You can't accomplish all of that by making users import a library to use those things, like I said? Or at least enough of it to make it reasonably useful as a Python?
Not really. Erlang/OTP applications get the advantages they have by being what they are and that's not really something you can import as a library to a language which doesn't even have primitives those systems speak.
If it sounds like a good idea to do that when you are solving something horrible, then your better bet is to write that functionality in a beam language instead of trying to play beam in a language which can't do it.
This is a bit of a different world than most of us are used to. Porting python to the jvm or making it run on v8 are different goals than making something play in the beam space.
You could run single node python with a port to beam, but there would be no advantages to doing it. It would be slower and no one would use it. Beam langauges only get you something when you're doing distributed things really and python isn't equipped for playing those natively.
You could wrap it in some libs maybe, sure. But why would you?
BEAM is for distributed systems and MySQL is for databases. Porting Python to run on BEAM like Erlang does is like porting Python to run on MySQL like SQL does: Possible, but slightly surrealistic.
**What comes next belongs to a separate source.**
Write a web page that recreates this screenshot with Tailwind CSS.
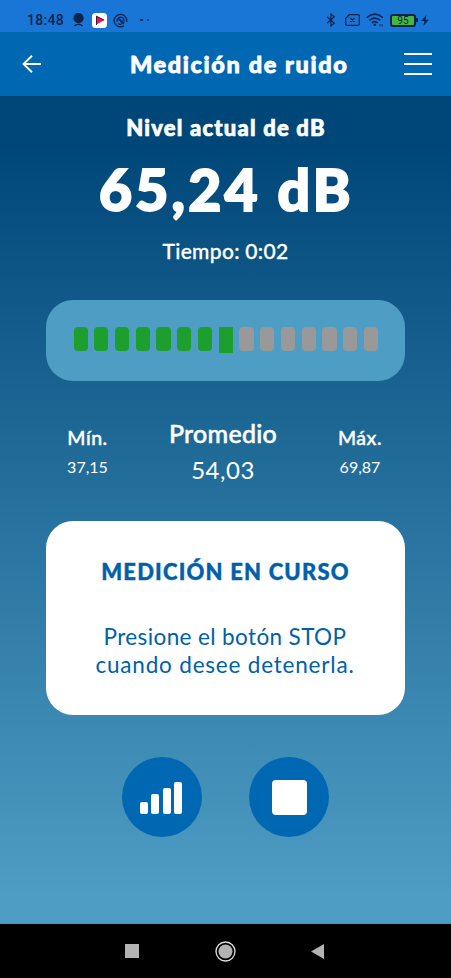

It's really not that hard to learn a new language. I love Python, it was the first language I truly loved, but now after over a year of writing a project in Elixir, I find the latter equally impressive, and even more elegant.
It would be amazing if we can have this for Akka as well! I realise Akka doesn't have the benefit of beam/otp, but the data itself should be pretty easy to come by.
On a side note: One thing that always annoyed me about Erlanger is it's lackluster documentation, specifically browsing the docs. Amy efforts to improve that?
I'd just like to say I found the homepage did a very good job of explaining the product. Good screenshots and well written summaries of each feature/benefit.
Edit: seconding the call for documentation. Also maybe a link to Getting Started at the top, that's seems like where I'd start vs downloading a .tar.gz without instructions.